The Day Is My Enemy By The Prodigy Is Rowdy But Late.

The Prodigy

Sometimes, before I go out, I still watch the music video for ‘Smack My Bitch Up’. There’s a quality to it that is perfect in ways that I don’t think will ever be recaptured. The Prodigy, led by the arguably the smartest bloke in production, Liam Howlett, shifted the landscape then disappeared for a while. Their latest LP, The Day Is My Enemy, is a powerful & raucous release, but after listening to it quite a number of times since it was released in full, I’m dogged by one remaining question. What took so long? This is a sound that the dance music landscape has needed for some time now, but it’s also not the ground-breaking, earth-shattering release we were informed about in more than one interview.

EDMTunes has spoken about a few of the main singles off of The Day Is My Enemy, so I won’t waste any time there. The Day Is My Enemy is superior to ‘Destroy’, ‘Nasty‘ and ‘Rebel Radio’, in every way, to the point where I’m unsure why those were included at all. ‘Ibiza’ is a great feature of Sleaford Mods, but at the same time, the references & Ibiza itself hasn’t really mattered in a decade, so I’m not sure the impact they’re going for is going to be felt outside of the UK. However, once you get past that, the album brightens significantly, with the best work The Prodigy has done in a while. To note, this is the #1 Album in the UK now, so the general accomplishment of the work needs to be recognized.

Wild Frontier‘ is the drum & bass track that I was hoping for on Invaders Must Die. I think the fact that it exists will ensure at some point we get a few massive remixes that will see huge play over the season, especially at D&B-centric festivals. ‘Rok-weiler’ has a modern feel without losing the big beat construct that they’re known for. It’s the kind of sound that we got a taste of in the Expanded edition of Fat of the Land, when they mixed with Noisia & others (the sound I expected the entire album to be, at the bare minimum). The classic sound combined with some more powerful bass work, with an emphasis on the attitude and punch does what it needs to do. The problem is, that’s all it does. 3:50, with a bridge in the same place it would be in a regular radio track. The secondary build doesn’t do anything the first one does. I like both of them, but, I wanted a bit more. I can’t reproach a big room track for being repetitive, then celebrate when someone who’s not Martin Garrix does it.

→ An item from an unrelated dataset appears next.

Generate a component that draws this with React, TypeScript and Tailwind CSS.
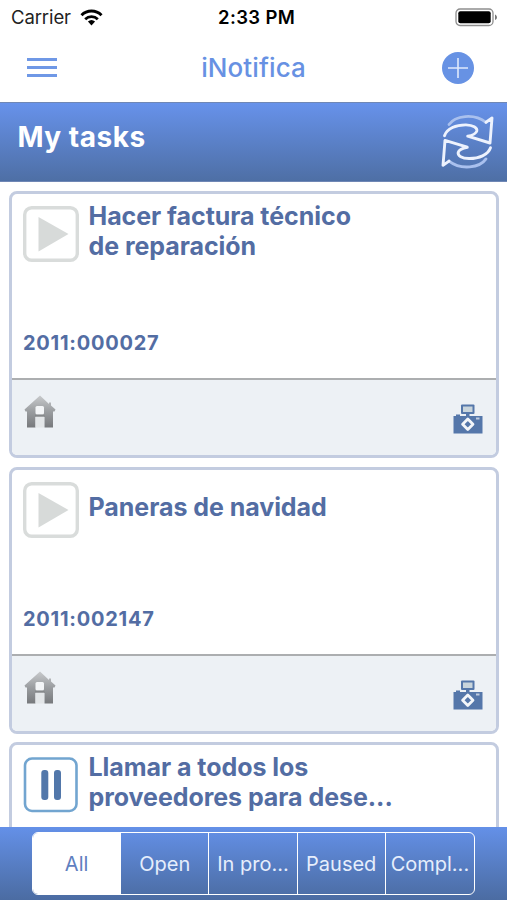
import { useState } from "react";

type Task = {
  title: string[];
  code?: string;
  paused?: boolean;
};

const tasks: Task[] = [
  { title: ["Hacer factura técnico", "de reparación"], code: "2011:000027" },
  { title: ["Paneras de navidad"], code: "2011:002147" },
  {
    title: ["Llamar a todos los", "proveedores para dese..."],
    paused: true,
  },
];

const filters = ["All", "Open", "In pro...", "Paused", "Compl..."];

function StatusBar() {
  return (
    <div className="relative flex h-[34px] items-center justify-between pr-[9px] pl-[11px] text-black">
      <div className="flex items-center gap-[9px]">
        <span className="pt-[2px] text-[18.5px] tracking-[-0.1px] text-[#222]">
          Carrier
        </span>
        <svg width="23" height="17" viewBox="0 0 23 17">
          <path
            d="M1.5 6.2a14.3 14.3 0 0 1 20 0"
            fill="none"
            stroke="#000"
            strokeWidth="3"
          />
          <path
            d="M5.2 10.2a9 9 0 0 1 12.6 0"
            fill="none"
            stroke="#000"
            strokeWidth="2.8"
          />
          <path d="M7.9 12.6a5.4 5.4 0 0 1 7.2 0L11.5 16.4z" />
        </svg>
      </div>
      <span className="absolute left-[218px] pt-[2px] text-[18.5px] font-semibold tracking-[0.35px]">
        2:33 PM
      </span>
      <svg width="43" height="19" viewBox="0 0 43 19">
        <rect
          x="1"
          y="1"
          width="37"
          height="16.5"
          rx="4"
          fill="none"
          stroke="#8e8e8e"
          strokeWidth="1.3"
        />
        <rect x="3.3" y="3.3" width="32.4" height="12" rx="2" />
        <path d="M40 6.5c2.6 1 2.6 4.6 0 5.6z" fill="#777" />
      </svg>
    </div>
  );
}

function RefreshArrow() {
  return (
    <g fill="none" strokeLinejoin="round" strokeLinecap="round">
      <path
        d="M9 10.5C15 1.5 34-1 46 8.3"
        stroke="#a9c0ee"
        strokeWidth="2.8"
      />
      <path
        d="M4.5 21.7C7 14.5 16 10.8 26 10.9C33 11.2 37.5 13.5 36.8 17C36 20 32.5 21.3 27.7 22.2L50 29L52 4L46 8.3"
        stroke="#edf2fd"
        strokeWidth="2.9"
      />
    </g>
  );
}

function PlayButton() {
  return (
    <svg width="56" height="56" viewBox="0 0 56 56" className="shrink-0">
      <rect
        x="1.7"
        y="1.7"
        width="52.6"
        height="52.6"
        rx="7"
        fill="#fff"
        stroke="#d9dcdb"
        strokeWidth="3.4"
      />
      <path d="M15.5 11v34.5L45.5 28z" fill="#d7dad9" />
    </svg>
  );
}

function PauseButton() {
  return (
    <svg width="56" height="56" viewBox="0 0 56 56" className="shrink-0">
      <rect
        x="2"
        y="1.5"
        width="51.5"
        height="52.5"
        rx="7"
        fill="#fff"
        stroke="#72a5d0"
        strokeWidth="2.6"
      />
      <rect x="18.3" y="13" width="7" height="30" rx="3" fill="#5277aa" />
      <rect x="31" y="13" width="7" height="30" rx="3" fill="#5277aa" />
    </svg>
  );
}

function HouseIcon() {
  return (
    <svg width="32" height="34" viewBox="0 0 32 34">
      <defs>
        <linearGradient id="house" x1="0" y1="0" x2="0" y2="1">
          <stop offset="0" stopColor="#c8cacc" />
          <stop offset="0.5" stopColor="#9a9da0" />
          <stop offset="1" stopColor="#77797c" />
        </linearGradient>
      </defs>
      <path
        d="M16 0.5L0.5 14.5L1.5 16.5H3V32.5H11.5V22H20.5V32.5H29V16.5H30.5L31.5 14.5L27 10.5V7.5H25V9z"
        fill="url(#house)"
      />
      <rect x="11.5" y="11" width="8.5" height="8.5" rx="1.5" fill="#f3f5f7" />
      <path d="M11.5 21.5H20V32.5H11.5z" fill="#e3e6e8" />
      <path d="M11 20.7H20.5" stroke="#85888a" strokeWidth="1.8" />
    </svg>
  );
}

function CameraIcon() {
  return (
    <svg width="30" height="30" viewBox="0 0 30 30">
      <rect x="8" y="0.5" width="13.5" height="9.5" rx="1" fill="#5577aa" />
      <rect x="10" y="2.5" width="9.5" height="5.5" fill="#c9d5dc" />
      <path d="M13 10h3.5v2H13z" fill="#5577aa" />
      <path d="M3 12v-1.5h4V12h22.5v17.5H0.5V12z" fill="#5577aa" />
      <path d="M23 13.5h3.5v2H23z" fill="#bfccdf" />
      <path
        d="M14.8 15L20 20.2L14.8 25.4L9.6 20.2z"
        fill="#5577aa"
        stroke="#f3f6fa"
        strokeWidth="2.8"
        strokeLinejoin="round"
      />
    </svg>
  );
}

function TaskCard({ task }: { task: Task }) {
  return (
    <div className="flex h-[267px] shrink-0 flex-col overflow-hidden rounded-[8px] border-3 border-[#c3cce0] bg-white">
      <div className="flex h-[184px] flex-col justify-between pt-[7px] pb-[22px] pl-[11px]">
        <div className="flex gap-[9.5px]">
          <div className="pt-[5px]">
            {task.paused ? <PauseButton /> : <PlayButton />}
          </div>
          <div className="flex h-[60px] flex-col justify-center text-[25px] leading-[30px] font-bold tracking-[-0.05px] whitespace-nowrap text-[#536da3]">
            {task.title.map((line) => (
              <span key={line}>{line}</span>
            ))}
          </div>
        </div>
        {task.code && (
          <span className="text-[20px] leading-[26px] font-bold tracking-[0.75px] text-[#536da3]">
            {task.code}
          </span>
        )}
      </div>
      <div className="flex flex-1 justify-between border-t-2 border-[#acaeb0] bg-[#edf1f5] pr-[13.5px] pl-[12px]">
        <div className="pt-[15px]">
          <HouseIcon />
        </div>
        <div className="pt-[24px]">
          <CameraIcon />
        </div>
      </div>
    </div>
  );
}

export default function App() {
  const [active, setActive] = useState("All");

  return (
    <div className="flex h-[900px] w-[507px] flex-col overflow-hidden bg-white font-['Inter','Liberation_Sans',sans-serif]">
      <StatusBar />

      <header className="flex h-[68px] items-center justify-between pr-[32px] pl-[27px] text-[#6791e3]">
        <button className="flex w-[30px] flex-col gap-[5px] pb-[2px]">
          <span className="h-[3px] bg-[#6f98e6]" />
          <span className="h-[3px] bg-[#6f98e6]" />
          <span className="h-[3px] bg-[#6f98e6]" />
        </button>
        <h1 className="pb-[2px] pl-[8px] text-[26px] font-medium tracking-[0.1px]">
          iNotifica
        </h1>
        <button>
          <svg width="33" height="33" viewBox="0 0 33 33">
            <circle cx="16" cy="16" r="16" fill="#6792e4" />
            <path d="M16 6v20M6 16h20" stroke="#dfe9fc" strokeWidth="1.6" />
          </svg>
        </button>
      </header>

      <div className="flex h-[80px] shrink-0 justify-between border-y border-[#6f87b5] bg-linear-to-b from-[#6792eb] to-[#4e6fa5] pr-[11px] pl-[17.5px]">
        <h2 className="pt-[16px] text-[28px] leading-[36px] font-bold tracking-[0.5px] text-white">
          My tasks
        </h2>
        <svg width="56" height="56" viewBox="0 0 56 56" className="mt-[11px]">
          <RefreshArrow />
          <g transform="rotate(180 27.5 27.7)">
            <RefreshArrow />
          </g>
        </svg>
      </div>

      <div className="flex min-h-0 flex-1 flex-col gap-[8.5px] overflow-hidden pt-[9px] pr-[8px] pl-[9px]">
        {tasks.map((task) => (
          <TaskCard key={task.title[0]} task={task} />
        ))}
      </div>

      <div className="flex h-[73px] shrink-0 bg-linear-to-b from-[#6490e8] to-[#4b6ca2] px-[32px] pt-[5px] pb-[5px]">
        <div className="grid w-full grid-cols-5 divide-x divide-white overflow-hidden rounded-[6px] border border-white">
          {filters.map((f) => (
            <button
              key={f}
              onClick={() => setActive(f)}
              className={
                f === active
                  ? "bg-white text-[20px] text-[#5f80c0]"
                  : "text-[20px] text-[#e6eefc]"
              }
            >
              {f}
            </button>
          ))}
        </div>
      </div>
    </div>
  );
}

‘Beyond The Deathray’ is my 2nd favorite track on the album because it’s one of the first times they do something I didn’t expect. The dystopian progressive really does come out as a new sound that I haven’t heard anywhere. Industrial, cyber-goth, hard-trance, hardstyle, all of them try. It never sounds like this. But, again, there’s no secondary build. When ‘Beyond The Deathray’ gets remixed, we’re going to be in for an amazing track. The combination between this production value and a competent bassline will be majestic. Hey bedroom DJs, want the world to notice you? Create an epic remix of ‘Beyond The Deathray’.

‘Rhythm Bomb’ makes me hope that there is some kind of mentorship going on between Flux & Liam. These two are some of the most groundbreaking producers in the history of UK dance music, so I am really going to just assume that Flux Pavilion is getting crazy beat jedi training. The track is another competent effort to create growl-y, aggressive bass in a post-dubstep world.

‘Roadblox’ and ‘Get Your Fight On’ are actually strong tracks, that emphasize some breakbeat techniques, but at the same time, they feature the same “this could’ve been released 5 years ago” quality. Medicine has an ethnic quality to it, which is nice, and there’s more of the same.

‘Invisible Sun’ is far and away favorite track. It’s one of the only tracks on the LP that seems to have really been a stretch from Liam’s previous work. The anthem rock combined with some stupendous synth work make for a compelling track that I feel is the strongest on the album by far. However, it wasn’t a single, so given the critical reception to the album, very few people that aren’t fans of The Prodigy are going to hear it now, as it’s track 13 on a 14 track album. Which is a shame because, as we all know, no one buys albums anymore.

To sum up, if you’re a fan of The Prodigy, it’s more of what you like, so you’re in luck. The new album is exactly what you’re looking for and serves up a heaping dose of it. If you were looking for the ground-breaking EDM-killer that Liam talked about, that is sadly absent. I don’t want to say I’m disappointed, because I’ll definitely be listening to a couple of these tracks months from now, however, this is not the destabilizing force we heard talked up in interview after interview. This didn’t seem particularly difficult to make, nor a creative stretch. When it comes to artists taking years off to reinvent themselves creatively, please, be my guest, take the time. But nothing on this release feels like a huge step forward. At times, it felt like Liam realized he had enough items in a draft folder that he could bang out and tour on, so he did the work. Is it Fat Of The Land? Absolutely not. Can anything ever be? Probably not.